Existe-t-il des constantes à ces affaires où des policiers sont mis en cause par la justice ?
Il y a généralement une durée importante de la procédure. Tous les actes de la procédure sont sytématiquement constestés. C’est le cas avec Clichy-sous-Bois, les faits se sont produits il y a huit ans !
Je pense à deux autres cas exemplaires. L’un à Dammarie-les-Lys, où le 17 décembre 1997, Abdelkader Bouziane est tué d’une balle dans la nuque par un tir policier. Après quatre ans de procédure, le policier sera relaxé après une décision de la Cour de cassation.
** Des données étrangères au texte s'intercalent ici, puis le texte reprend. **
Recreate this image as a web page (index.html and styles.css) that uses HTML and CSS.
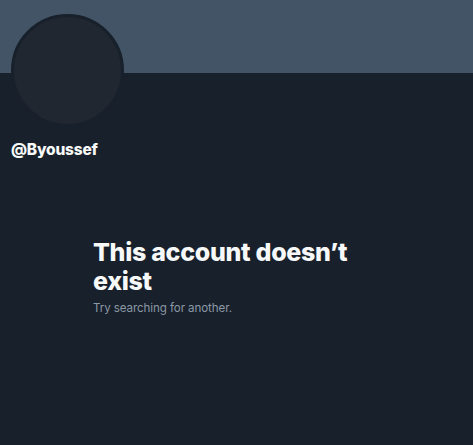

En septembre 2001, après dix ans de procédure, le jury de la cour d’assises des Yvelynes, à Versailles, a acquitté le policier qui avait abattu Youssef Khaïf d’une balle dans la nuque à Mantes-la-Jolie. Un des arguments invoqués à l’époque était que la légitime défense n’était pas constituée mais qu’on pouvait invoquer l’état de nécessité (les émeutes quasi quotidiennes à Mantes). En annulant ce que la loi exige du policier, c’est comme si la justice estimait que la perte de lucidité était excusable par l’environnement urbain.
L’institution policière a-t-elle tendance à privilégier les sanctions administratives aux décisions judiciaires ?
C’est une question compliquée. Les syndicats disent – sans doute à raison – que les policiers n’ont jamais autant été contrôlés et sanctionnés. Les conseils de discipline sont actifs, il y a des cas de révocation définitive. Pendant le mandat de Nicolas Sarkozy, l’autorité hiérarchique a fait pression sans relâche pour obtenir des chiffres, mais aussi pour éviter tout dérapage.
La vigilance est forte pour tout ce qui est faits internes : consommation d’alcool en service, tenue, dévoiement de la fonction, travail au noir, etc. La situation est différente lorsqu’un usage de la force est porté devant la justice. L’institution policière part du principe qu’il faut laver son linge sale en famille, selon les codes de la maison. Or si parfois certaines sanctions, même informelles comme des refus de mutation, peuvent paraître dérisoires à des personnes extérieures à l’institution, elles sont très lourdement ressenties par les agents.